We could not help but agree.
Exploring the community of Georgetown was incredible. St John Frizell, one of our traveling companions, is an expert on the subject of legendary cocktail writer Charles H Baker Jr, who visited Georgetown in 1947 for his book The South American Gentleman’s Companion. St John walked us through some of the historic clubs and hotels of Baker’s day, all of them gone save the private Georgetown Club – but our driver, Aubrey, was able to gain us access and we drank 12 year old El Dorado Rum at the same bar where Baker once discovered the Chocolate Soldier cocktail, the Demerara Rum Sling and the Demerara Red Lion cocktail. Fans lazily circled overhead, and though the rest of Baker’s haunts had been torn down or burnt to the ground, the Gerogetown Club seemed unchanged in nearly a century of Caribbean life.

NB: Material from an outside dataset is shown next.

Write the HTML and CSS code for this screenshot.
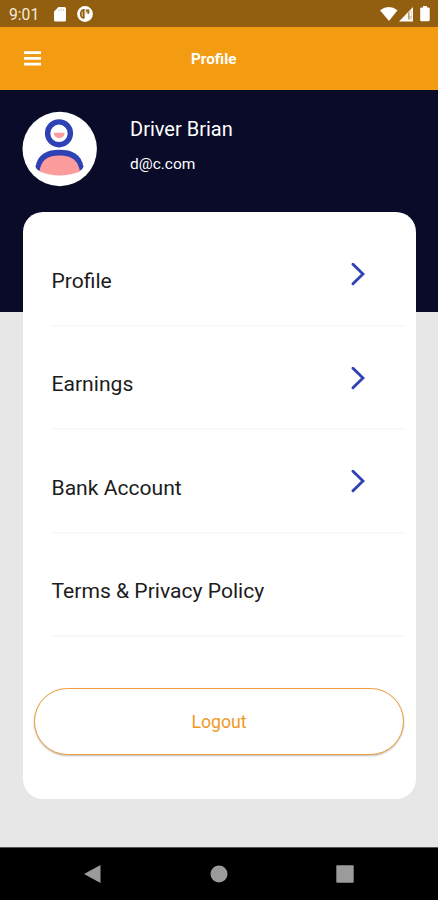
FILE: index.html
```html
<!DOCTYPE html>
<html lang="en">
<head>
<meta charset="utf-8">
<title>Profile</title>
<link rel="stylesheet" href="styles.css">
</head>
<body>
<div class="screen">
  <div class="status">
    <span class="time">9:01</span>
    <svg class="sd" width="12" height="15" viewBox="0 0 12 15"><path fill="#fff" d="M4.500 0H10.500A1.500 1.500 0 0 1 12 1.500V13a1.500 1.500 0 0 1-1.500 1.500h-9A1.500 1.500 0 0 1 0 13V4.500z"/><path stroke="#925f10" stroke-width=".8" opacity=".35" d="M5 2v2M7.200 2v2M9.400 2v2"/></svg>
    <svg class="app" width="16" height="16" viewBox="0 0 16 16"><circle cx="8" cy="8" r="7.900" fill="#fff"/><path fill="#925f10" d="M7.600 3v9.800H6C1.800 11.500 1.800 4.500 6 3zM8.800 3.500h3.500v4.300H8.800z"/><path fill="#fff" opacity=".7" d="M4.700 5.500h1v5h-1zM9 5.500h1.500v2.500H9z"/></svg>
    <span class="grow"></span>
    <svg class="wifi" width="18" height="14" viewBox="0 0 18 14"><path fill="#fff" d="M0 3.200Q9-3.200 17.500 3.200L9 14z"/></svg>
    <svg class="cell" width="15" height="15" viewBox="0 0 15 15"><path fill="#fff" d="M14 0V14.500H0z"/><path fill="#925f10" opacity=".6" d="M9 5.500 12.500 4v8.500H9z"/><path fill="#fff" d="M10.600 5h1.600v4.500h-1.600zM10.600 10.500h1.600v1.800h-1.600z"/></svg>
    <svg class="battery" width="10" height="16" viewBox="0 0 10 16"><path fill="#fff" d="M3 0h4v1.500h1.500A1.300 1.300 0 0 1 9.700 2.800V14a1.300 1.300 0 0 1-1.300 1.300H1.500A1.300 1.300 0 0 1 .2 14V2.800A1.300 1.300 0 0 1 1.500 1.500H3z"/></svg>
  </div>
  <header class="bar">
    <svg class="menu" width="17" height="15" viewBox="0 0 17 15"><path stroke="#fff" stroke-width="2.800" d="M0 1.700h17M0 7.400h17M0 13.100h17"/></svg>
    <h1 class="title">Profile</h1>
  </header>
  <section class="user">
    <svg class="avatar" width="76" height="76" viewBox="0 0 76 76">
      <circle cx="37.700" cy="38" r="37.200" fill="#fff"/>
      <circle cx="37" cy="22.300" r="11.400" fill="none" stroke="#2e41b5" stroke-width="5.400"/>
      <path fill="#fd9c9c" d="M31.800 21.800h10.800a5.400 5.400 0 0 1-10.800 0z"/>
      <path fill="#2e41b5" d="M13.500 55.500C16 43 25 38.800 37.500 38.800S59 43 61.500 55.500Q60.500 59 57 60H18Q14.500 59 13.500 55.500z"/>
      <path fill="#fd9c9c" d="M17.500 60.500C19 50 24.500 44.500 37.500 44.500S56 50 58 60.500Q37.500 68.500 17.500 60.500z"/>
    </svg>
    <div class="who"><div class="name">Driver Brian</div><div class="mail">d@c.com</div></div>
  </section>
  <main class="card">
    <div class="row"><span>Profile</span><svg class="chev" width="14" height="24" viewBox="0 0 14 24"><path d="M2 2.200 12 12 2 21.800"/></svg></div>
    <div class="row"><span>Earnings</span><svg class="chev" width="14" height="24" viewBox="0 0 14 24"><path d="M2 2.200 12 12 2 21.800"/></svg></div>
    <div class="row"><span>Bank Account</span><svg class="chev" width="14" height="24" viewBox="0 0 14 24"><path d="M2 2.200 12 12 2 21.800"/></svg></div>
    <div class="row"><span>Terms &amp; Privacy Policy</span></div>
    <button class="logout">Logout</button>
  </main>
  <nav class="nav">
    <svg width="18" height="20" viewBox="0 0 18 20"><path fill="#9b9b9b" d="M16.500 1v18L0 10z"/></svg>
    <svg width="18" height="18" viewBox="0 0 18 18"><circle cx="9" cy="9" r="8.500" fill="#9b9b9b"/></svg>
    <svg width="18" height="18" viewBox="0 0 18 18"><rect x=".3" y=".3" width="17.400" height="17.400" rx="1" fill="#9b9b9b"/></svg>
  </nav>
</div>
</body>
</html>
```
FILE: styles.css
```css
* { box-sizing: border-box; }
body { margin: 0; font-family: Roboto, sans-serif; }
svg { display: block; flex: none; }
.screen {
  width: 438px; height: 900px; overflow: hidden;
  display: flex; flex-direction: column;
  background: linear-gradient(#090b29 312px, #e7e7e7 312px);
}
.status {
  height: 27px; flex: none; display: flex; align-items: center;
  background: #925f10; padding: 1px 8px 0 9px; color: #fff;
}
.time { font-size: 15.700px; line-height: 26px; width: 45px; padding-top: 1px; color: #f6ead9; }
.app { margin-left: 11px; }
.grow { flex: 1; }
.cell { margin-left: 1px; }
.battery { margin-left: 6px; }
.bar {
  height: 63px; flex: none; display: grid; align-items: center;
  grid-template-columns: 167.500px auto; padding-left: 23.500px; background: #f39c12;
}
.title { margin: 0; color: #fff; font-size: 15.300px; font-weight: 700; }
.user { height: 122px; flex: none; display: flex; padding: 20.500px 0 0 22px; color: #fff; }
.who { margin-left: 32px; padding-top: 5px; }
.name { font-size: 20px; line-height: 27px; }
.mail { font-size: 15.500px; line-height: 22px; margin-top: 10px; }
.card {
  width: 393px; height: 587px; flex: none; margin-left: 23px;
  padding: 11px 11px 0; background: #fff; border-radius: 20px;
}
.row {
  height: 103.500px; margin-left: 18px; border-bottom: 2px solid #f8f9f9;
  display: flex; justify-content: space-between; align-items: center;
  padding: 13px 40px 0 0; font-size: 21.100px; color: #1c1c1c;
}
.row span { margin-left: -0.500px; }
.chev { fill: none; stroke: #2e41b5; stroke-width: 2.900; stroke-linecap: round; margin-top: -12px; }
.logout {
  display: block; width: 370px; height: 67px; margin-top: 50.500px; padding: 2px 0 0;
  border: 1px solid #ee9d38; border-radius: 34px; background: #fff;
  box-shadow: 0 1px 2px #0004; color: #ef991f; font: 17.700px Roboto, sans-serif;
}
.nav {
  height: 53px; flex: none; margin-top: auto; background: #000;
  display: flex; align-items: center; justify-content: space-between; padding: 0 84px;
  border-top: 1px solid #555;
}
```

But most critical to understanding the environment that is Guyana is leaving the city. Most of the country is sparsely inhabited (the whole nation is 20% the population of Brooklyn) but if you travel out past all those cane fields, if you fly out above the diamond mines and gold mines that form the modern backbone of their economy – and kudos if you do, because the only planes that will take you are tiny, rickety little 8-seater propeller planes that leap and lurch between the clouds – well, if you get past all that you’re in the rainforest.

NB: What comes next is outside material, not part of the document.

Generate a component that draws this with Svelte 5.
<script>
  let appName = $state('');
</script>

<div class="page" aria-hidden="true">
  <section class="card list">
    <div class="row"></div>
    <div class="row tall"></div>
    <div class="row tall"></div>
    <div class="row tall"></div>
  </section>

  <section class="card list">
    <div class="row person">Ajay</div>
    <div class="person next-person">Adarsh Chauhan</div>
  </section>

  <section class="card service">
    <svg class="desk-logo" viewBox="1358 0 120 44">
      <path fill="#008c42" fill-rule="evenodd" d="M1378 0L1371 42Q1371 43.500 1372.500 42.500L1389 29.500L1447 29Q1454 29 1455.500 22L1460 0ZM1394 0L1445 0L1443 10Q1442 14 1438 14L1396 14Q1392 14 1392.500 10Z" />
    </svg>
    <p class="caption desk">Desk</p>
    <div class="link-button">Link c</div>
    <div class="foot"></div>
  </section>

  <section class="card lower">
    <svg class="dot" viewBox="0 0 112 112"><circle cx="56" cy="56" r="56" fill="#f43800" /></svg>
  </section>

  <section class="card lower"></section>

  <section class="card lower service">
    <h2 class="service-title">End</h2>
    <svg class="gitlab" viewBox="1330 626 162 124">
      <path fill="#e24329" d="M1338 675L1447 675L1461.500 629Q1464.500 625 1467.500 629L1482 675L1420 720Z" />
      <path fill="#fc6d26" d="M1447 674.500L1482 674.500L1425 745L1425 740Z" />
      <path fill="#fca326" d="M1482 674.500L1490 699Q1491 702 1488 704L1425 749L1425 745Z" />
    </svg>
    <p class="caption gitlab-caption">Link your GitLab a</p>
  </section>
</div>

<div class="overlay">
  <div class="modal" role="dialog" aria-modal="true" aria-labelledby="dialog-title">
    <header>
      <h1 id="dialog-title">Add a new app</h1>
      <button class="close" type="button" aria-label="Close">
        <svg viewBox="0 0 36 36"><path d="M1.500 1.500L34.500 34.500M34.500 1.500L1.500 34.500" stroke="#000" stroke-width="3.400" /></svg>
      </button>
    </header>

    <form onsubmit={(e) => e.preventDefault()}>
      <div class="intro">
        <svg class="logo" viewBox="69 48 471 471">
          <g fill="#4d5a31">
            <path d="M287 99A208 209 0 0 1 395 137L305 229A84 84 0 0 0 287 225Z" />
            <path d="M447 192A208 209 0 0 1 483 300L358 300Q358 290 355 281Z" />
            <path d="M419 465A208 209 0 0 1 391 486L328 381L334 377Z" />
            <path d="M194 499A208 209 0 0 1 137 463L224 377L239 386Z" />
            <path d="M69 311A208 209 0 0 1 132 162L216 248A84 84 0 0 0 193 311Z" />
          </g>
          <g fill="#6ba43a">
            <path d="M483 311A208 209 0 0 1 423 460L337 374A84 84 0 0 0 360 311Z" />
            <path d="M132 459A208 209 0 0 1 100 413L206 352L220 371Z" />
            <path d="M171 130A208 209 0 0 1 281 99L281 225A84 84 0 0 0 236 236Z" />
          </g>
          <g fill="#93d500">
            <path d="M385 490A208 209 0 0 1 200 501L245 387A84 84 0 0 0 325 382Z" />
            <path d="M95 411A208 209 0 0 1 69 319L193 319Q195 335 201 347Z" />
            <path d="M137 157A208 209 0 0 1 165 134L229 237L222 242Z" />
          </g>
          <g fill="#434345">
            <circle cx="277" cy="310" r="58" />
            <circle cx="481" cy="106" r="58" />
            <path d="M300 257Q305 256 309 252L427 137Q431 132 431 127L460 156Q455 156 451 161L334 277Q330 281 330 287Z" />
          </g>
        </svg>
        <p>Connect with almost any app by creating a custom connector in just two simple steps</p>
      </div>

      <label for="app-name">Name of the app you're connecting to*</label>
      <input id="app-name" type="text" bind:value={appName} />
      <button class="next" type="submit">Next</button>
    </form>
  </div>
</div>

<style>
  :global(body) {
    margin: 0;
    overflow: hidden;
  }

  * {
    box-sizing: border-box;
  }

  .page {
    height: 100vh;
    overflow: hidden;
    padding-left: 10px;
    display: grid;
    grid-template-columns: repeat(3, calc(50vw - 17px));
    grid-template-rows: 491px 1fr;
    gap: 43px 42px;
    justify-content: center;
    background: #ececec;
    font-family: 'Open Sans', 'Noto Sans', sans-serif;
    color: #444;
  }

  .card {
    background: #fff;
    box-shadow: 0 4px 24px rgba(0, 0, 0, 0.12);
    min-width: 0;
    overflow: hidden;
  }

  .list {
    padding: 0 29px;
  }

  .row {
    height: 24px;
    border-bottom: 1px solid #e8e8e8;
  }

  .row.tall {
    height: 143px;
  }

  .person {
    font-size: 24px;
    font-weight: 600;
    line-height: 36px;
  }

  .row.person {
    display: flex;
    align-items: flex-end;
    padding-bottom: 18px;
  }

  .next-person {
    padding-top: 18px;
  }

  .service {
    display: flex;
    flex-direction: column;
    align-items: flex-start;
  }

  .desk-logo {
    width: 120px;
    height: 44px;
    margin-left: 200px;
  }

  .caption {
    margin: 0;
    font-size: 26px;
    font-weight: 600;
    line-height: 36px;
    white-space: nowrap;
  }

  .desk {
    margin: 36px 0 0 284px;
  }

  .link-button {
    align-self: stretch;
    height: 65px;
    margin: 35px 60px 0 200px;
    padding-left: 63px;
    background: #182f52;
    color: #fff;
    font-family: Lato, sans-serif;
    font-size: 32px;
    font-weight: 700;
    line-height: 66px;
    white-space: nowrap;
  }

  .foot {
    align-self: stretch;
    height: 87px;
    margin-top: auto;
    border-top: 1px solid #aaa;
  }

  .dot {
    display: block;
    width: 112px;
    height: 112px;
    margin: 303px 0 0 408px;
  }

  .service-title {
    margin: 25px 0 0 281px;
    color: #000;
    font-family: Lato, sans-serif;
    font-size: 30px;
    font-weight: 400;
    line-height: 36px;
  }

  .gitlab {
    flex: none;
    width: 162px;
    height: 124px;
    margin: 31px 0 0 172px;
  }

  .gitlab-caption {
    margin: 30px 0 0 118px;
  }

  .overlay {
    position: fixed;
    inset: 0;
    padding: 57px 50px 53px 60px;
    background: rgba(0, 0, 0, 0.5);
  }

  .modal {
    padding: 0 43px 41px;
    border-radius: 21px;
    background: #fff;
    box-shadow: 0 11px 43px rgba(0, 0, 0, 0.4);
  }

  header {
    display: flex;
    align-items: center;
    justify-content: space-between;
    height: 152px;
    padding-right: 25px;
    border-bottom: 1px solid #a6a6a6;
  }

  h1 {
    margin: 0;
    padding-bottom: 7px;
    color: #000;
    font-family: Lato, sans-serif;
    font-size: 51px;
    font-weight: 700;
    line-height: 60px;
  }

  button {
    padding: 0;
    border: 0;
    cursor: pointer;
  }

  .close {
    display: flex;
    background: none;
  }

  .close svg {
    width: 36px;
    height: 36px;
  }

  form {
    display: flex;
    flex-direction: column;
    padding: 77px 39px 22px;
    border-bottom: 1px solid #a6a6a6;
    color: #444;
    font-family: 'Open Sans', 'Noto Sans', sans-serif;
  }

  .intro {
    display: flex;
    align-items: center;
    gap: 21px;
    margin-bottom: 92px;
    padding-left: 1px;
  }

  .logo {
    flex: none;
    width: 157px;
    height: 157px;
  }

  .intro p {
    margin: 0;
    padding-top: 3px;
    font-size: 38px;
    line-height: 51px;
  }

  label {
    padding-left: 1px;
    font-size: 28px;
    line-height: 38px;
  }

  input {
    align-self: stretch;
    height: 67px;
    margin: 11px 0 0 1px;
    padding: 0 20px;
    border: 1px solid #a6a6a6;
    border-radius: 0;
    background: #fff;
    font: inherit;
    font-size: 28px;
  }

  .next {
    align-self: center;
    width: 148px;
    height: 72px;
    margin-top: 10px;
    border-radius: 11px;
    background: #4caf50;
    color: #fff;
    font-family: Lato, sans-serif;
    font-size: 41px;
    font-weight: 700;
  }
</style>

Miles from civilization, and suddenly climbing up from the Demerara valley (below sea level) to high in the mountains, we traveled to see Kaieteur Falls, one of the world’s largest waterfalls. The river runs through the jungle, among the trees, turning brown like aged rum from the tannins in their roots; it drops so far that you can hear it for miles. As we hiked to the waterfall’s edge we were reminded that the prefix in rainforest is rain – drenched in a matter of seconds before the mountain winds cut through us like knives. Plush like the Demerara, the jungle was deep and exploding with life, but an undercurrent of danger lived below the leaves and leaped at the cliffs of the Kaieteur. Though there have been centuries of developing the Guyanese lands, the early colonists and the modern people of Guyana have managed to retain a deep respect for the powerful nature which surrounds them. The rainforest and its mighty falls, the gift of the Demerara and its sugar, even the valuable minerals they pull from the earth – it is all much larger than the people gathered on its edges, and they’ve made efforts to allow it to remain that way. In recent years, they’ve even expanded environmental protections around the rivers and the forest.
We could learn a few things about integration, heritage and respecting the power of nature from the Guyanese. And we can taste it in the last rum being made from Guyanese sugar cane.